Thuis ging Luuk aan de slag. Alle ingrediënten en verhoudingen zocht hij zelf bij elkaar. „Dat heeft wel een tijdje geduurd. Bijvoorbeeld om te bepalen hoeveel gram jasmijn per 100 gram room het beste was.”
Met het eindresultaat –tot voor kort nog telkens bijgeschaafd– bindt hij op 4 maart de strijd aan met zeven andere kandidaten, in het chocoladecentrum van Belcolade in Erembodegem (België). „Ik ga daar 48 bonbons maken, en de 20 beste ervan inleveren.” Hij dient de bonbon er zelf op te bouwen, van top tot teen. Denk aan het trekken van jasmijnthee in kokende room. „De blaadjes filter ik er daarna uit.” En aan de amandelstukjes voor het krokante laagje: die maalt en roostert hij ter plaatse. „Zo moet ik laten zien dat ik alles echt zelf kan maken.”
Zenuwen
Voor de angels betracht de jury enige coulance. Luuk: „Ik moet ze daar wel maken, maar het uitzoeken van goede exemplaren kost best veel tijd. Daarom mag ik thuis alvast een stelletje goede uitzoeken en meenemen.”

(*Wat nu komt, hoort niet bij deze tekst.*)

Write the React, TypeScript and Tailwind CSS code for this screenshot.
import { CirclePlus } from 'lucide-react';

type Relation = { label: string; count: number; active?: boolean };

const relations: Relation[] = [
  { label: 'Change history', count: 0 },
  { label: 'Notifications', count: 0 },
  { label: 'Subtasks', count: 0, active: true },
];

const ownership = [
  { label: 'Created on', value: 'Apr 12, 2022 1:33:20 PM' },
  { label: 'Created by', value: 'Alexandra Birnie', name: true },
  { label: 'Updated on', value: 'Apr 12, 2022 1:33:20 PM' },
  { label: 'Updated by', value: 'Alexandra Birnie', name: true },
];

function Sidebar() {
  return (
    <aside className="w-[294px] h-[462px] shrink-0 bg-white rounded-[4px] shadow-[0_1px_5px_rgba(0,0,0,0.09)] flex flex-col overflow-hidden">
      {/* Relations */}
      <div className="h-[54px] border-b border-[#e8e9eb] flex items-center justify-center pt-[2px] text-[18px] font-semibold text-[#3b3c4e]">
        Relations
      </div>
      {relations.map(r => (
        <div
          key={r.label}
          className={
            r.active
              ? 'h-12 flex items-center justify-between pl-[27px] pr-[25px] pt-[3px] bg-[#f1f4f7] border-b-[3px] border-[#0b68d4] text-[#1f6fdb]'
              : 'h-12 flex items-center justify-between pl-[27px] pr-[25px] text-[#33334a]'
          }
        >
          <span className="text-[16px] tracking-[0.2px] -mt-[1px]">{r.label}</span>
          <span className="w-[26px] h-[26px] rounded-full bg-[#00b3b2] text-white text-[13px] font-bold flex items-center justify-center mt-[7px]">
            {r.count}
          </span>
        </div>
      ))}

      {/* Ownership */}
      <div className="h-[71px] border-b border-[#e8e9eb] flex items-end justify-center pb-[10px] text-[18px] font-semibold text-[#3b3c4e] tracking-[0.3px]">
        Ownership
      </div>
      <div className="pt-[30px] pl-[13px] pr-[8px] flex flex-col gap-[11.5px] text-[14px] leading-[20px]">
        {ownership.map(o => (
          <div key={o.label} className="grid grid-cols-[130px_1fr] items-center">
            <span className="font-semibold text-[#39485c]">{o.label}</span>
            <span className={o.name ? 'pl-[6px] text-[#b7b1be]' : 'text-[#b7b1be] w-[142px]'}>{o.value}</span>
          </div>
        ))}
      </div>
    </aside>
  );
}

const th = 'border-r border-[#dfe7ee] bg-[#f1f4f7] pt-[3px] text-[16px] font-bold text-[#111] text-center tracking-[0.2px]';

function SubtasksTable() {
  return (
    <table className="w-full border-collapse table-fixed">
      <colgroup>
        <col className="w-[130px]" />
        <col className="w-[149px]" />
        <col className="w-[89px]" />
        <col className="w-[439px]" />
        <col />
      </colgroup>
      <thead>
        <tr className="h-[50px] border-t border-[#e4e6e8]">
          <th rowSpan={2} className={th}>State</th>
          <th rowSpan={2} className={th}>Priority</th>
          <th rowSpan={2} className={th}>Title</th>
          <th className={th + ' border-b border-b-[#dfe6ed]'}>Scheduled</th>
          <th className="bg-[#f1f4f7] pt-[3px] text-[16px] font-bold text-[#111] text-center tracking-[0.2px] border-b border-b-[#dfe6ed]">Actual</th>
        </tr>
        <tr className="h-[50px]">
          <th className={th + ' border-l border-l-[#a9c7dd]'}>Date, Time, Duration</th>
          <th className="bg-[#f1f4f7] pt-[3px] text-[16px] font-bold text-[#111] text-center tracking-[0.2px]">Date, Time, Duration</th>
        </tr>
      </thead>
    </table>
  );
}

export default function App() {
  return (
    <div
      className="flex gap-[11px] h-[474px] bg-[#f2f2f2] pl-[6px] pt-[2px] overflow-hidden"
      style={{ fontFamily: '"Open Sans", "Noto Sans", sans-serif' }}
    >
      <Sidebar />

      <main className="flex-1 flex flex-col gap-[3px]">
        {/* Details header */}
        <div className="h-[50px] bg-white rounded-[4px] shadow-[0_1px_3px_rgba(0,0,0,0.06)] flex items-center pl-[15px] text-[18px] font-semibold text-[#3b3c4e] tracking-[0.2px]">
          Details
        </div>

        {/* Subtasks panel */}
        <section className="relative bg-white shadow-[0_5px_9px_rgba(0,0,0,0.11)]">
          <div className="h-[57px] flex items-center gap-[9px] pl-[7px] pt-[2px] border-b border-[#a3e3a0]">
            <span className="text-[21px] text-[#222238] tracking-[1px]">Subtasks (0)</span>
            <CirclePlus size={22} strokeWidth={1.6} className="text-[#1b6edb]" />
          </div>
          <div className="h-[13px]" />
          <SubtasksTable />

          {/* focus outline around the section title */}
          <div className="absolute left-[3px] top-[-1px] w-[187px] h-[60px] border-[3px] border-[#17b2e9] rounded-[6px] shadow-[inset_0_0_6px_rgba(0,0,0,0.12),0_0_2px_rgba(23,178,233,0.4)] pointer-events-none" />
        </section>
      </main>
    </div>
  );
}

In totaal krijgt hij er straks twee uur de tijd voor. Dat leverde hem nog de meeste zenuwen op. „De chocolade die ik moet gebruiken, is bijvoorbeeld een andere dan die ik gewend ben: Belcolade in plaats van Callebout. Maar na een maandje oefenen kan ik er nu wel mee omgaan.”
De laatste weken oefent hij zich in een snellere productie. „In het begin keek ik telkens naar de klok, maar die hebben mijn ouders weggehaald. Ik moet gewoon rustig blijven.” Inmiddels lukt het hem in een uur en drie kwartier. „Het liefst maak ik er anderhalf uur van, voor de zekerheid. Maar op de finale wil ik vooral iets moois neerzetten. Het zou jammer zijn als ik het niet red, maar er zijn deelnemers van twintig jaar ouder. Dat ik dit mag meemaken is al heel leuk.”